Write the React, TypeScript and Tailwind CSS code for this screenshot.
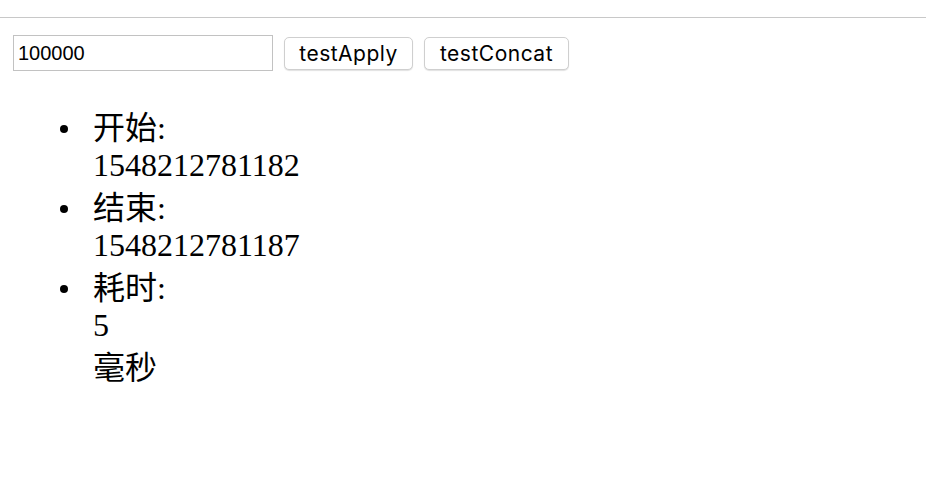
const rows = [
  { label: '开始:', lines: ['1548212781182'] },
  { label: '结束:', lines: ['1548212781187'] },
  { label: '耗时:', lines: ['5', '毫秒'] },
];

// lines holding CJK sit a little lower than the digit lines
const isCjk = (s: string) => /[\u4e00-\u9fff]/.test(s);

export default function App() {
  return (
    <div className="min-h-screen bg-white text-black">
      <div className="h-[18px] border-b border-[#c8c8c8]" />

      <div className="flex items-center gap-[11px] pl-[13px] pt-[17px] font-['Liberation_Sans',Arial,sans-serif] text-[20px]">
        <input
          defaultValue="100000"
          className="h-[36px] w-[260px] border border-[#c2c2c2] px-[4px] outline-none"
        />
        <button className="h-[33px] w-[129px] rounded-[5px] border border-[#cfcfcf] bg-white font-['Inter',sans-serif] text-[21px] tracking-[0.5px] shadow-[0_1px_1px_rgba(0,0,0,0.12)]">
          testApply
        </button>
        <button className="h-[33px] w-[145px] rounded-[5px] border border-[#cfcfcf] bg-white font-['Inter',sans-serif] text-[21px] tracking-[0.5px] shadow-[0_1px_1px_rgba(0,0,0,0.12)]">
          testConcat
        </button>
      </div>

      <ul className="pl-[60px] pt-[33px] font-['Liberation_Serif','Noto_Sans_CJK_SC',serif] text-[32px] leading-[37px]">
        {rows.map((r) => (
          <li key={r.label} className="flex">
            <span className="mr-[25px] mt-[21px] h-[8px] w-[8px] shrink-0 rounded-full bg-black" />
            <div>
              <div className="pt-[6px]">{r.label}</div>
              {r.lines.map((l) => (
                <div key={l} className={isCjk(l) ? 'pt-[6px]' : ''}>
                  {l}
                </div>
              ))}
            </div>
          </li>
        ))}
      </ul>
    </div>
  );
}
——————
## [Task to complete]
Reproduce the material above verbatim; omit every picture.

## [Expected answer]
Write the React, TypeScript and Tailwind CSS code for this screenshot.
const rows = [
  { label: '开始:', lines: ['1548212781182'] },
  { label: '结束:', lines: ['1548212781187'] },
  { label: '耗时:', lines: ['5', '毫秒'] },
];

// lines holding CJK sit a little lower than the digit lines
const isCjk = (s: string) => /[\u4e00-\u9fff]/.test(s);

export default function App() {
  return (
    <div className="min-h-screen bg-white text-black">
      <div className="h-[18px] border-b border-[#c8c8c8]" />

      <div className="flex items-center gap-[11px] pl-[13px] pt-[17px] font-['Liberation_Sans',Arial,sans-serif] text-[20px]">
        <input
          defaultValue="100000"
          className="h-[36px] w-[260px] border border-[#c2c2c2] px-[4px] outline-none"
        />
        <button className="h-[33px] w-[129px] rounded-[5px] border border-[#cfcfcf] bg-white font-['Inter',sans-serif] text-[21px] tracking-[0.5px] shadow-[0_1px_1px_rgba(0,0,0,0.12)]">
          testApply
        </button>
        <button className="h-[33px] w-[145px] rounded-[5px] border border-[#cfcfcf] bg-white font-['Inter',sans-serif] text-[21px] tracking-[0.5px] shadow-[0_1px_1px_rgba(0,0,0,0.12)]">
          testConcat
        </button>
      </div>

      <ul className="pl-[60px] pt-[33px] font-['Liberation_Serif','Noto_Sans_CJK_SC',serif] text-[32px] leading-[37px]">
        {rows.map((r) => (
          <li key={r.label} className="flex">
            <span className="mr-[25px] mt-[21px] h-[8px] w-[8px] shrink-0 rounded-full bg-black" />
            <div>
              <div className="pt-[6px]">{r.label}</div>
              {r.lines.map((l) => (
                <div key={l} className={isCjk(l) ? 'pt-[6px]' : ''}>
                  {l}
                </div>
              ))}
            </div>
          </li>
        ))}
      </ul>
    </div>
  );
}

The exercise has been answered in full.